Other-orientation is a quality of interpersonal effectiveness that includes the ability to adapt your messages to the other person. It involves communicating attentiveness to and interest in the other person and genuine interest in what the person says.
Communicating Other-Orientation. You’ll recognize the following behaviors in those with whom you enjoy talking. As you read these suggestions you’ll note that these are also likely to serve the impression formation function of being liked.
< Show consideration. Demonstrate respect, for example, ask if it’s all right to dump your troubles on someone before doing so, or ask if your phone call comes at a good time.
< Acknowledge the other person’s feelings as legitimate: Expressions such as “You’re right” or “I can understand why you’re so angry” help focus the interaction on the other person and confirm that you’re listening.
< Acknowledge the other person. Recognize the importance of the other person. Ask for suggestions, opinions, and clarification. This will ensure that you understand what the other person is saying from that person’s point of view.

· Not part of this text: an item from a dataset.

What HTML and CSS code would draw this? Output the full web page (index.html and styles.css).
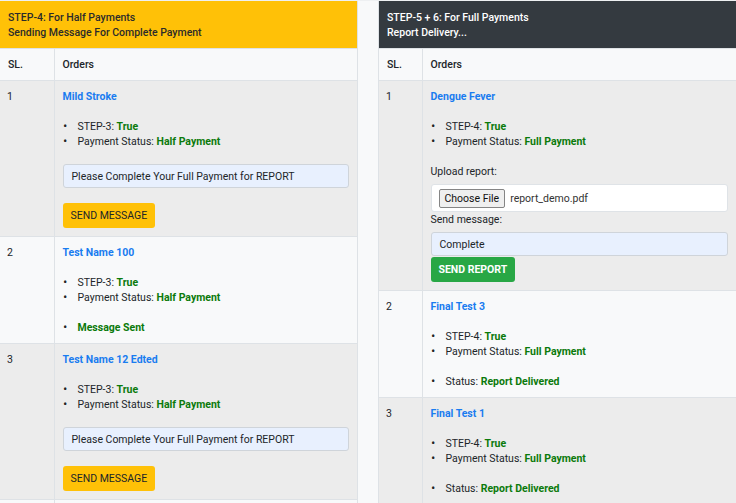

< Focus your messages on the other person. Use open-ended questions to involve the other person in the interaction (as opposed to questions that merely ask for a yes or no answer), and make statements that directly address the person. Use focused eye contact and appropriate facial expressions; smile, nod, and lean toward the other person.
< Grant permission. Let the other person know that it’s o.k. to express (or to not express) her or his feelings. A simple statement such as “I know how difficult it is to talk about feelings” opens up the topic of feelings and gives the other person permission either to pursue such a discussion or to say nothing.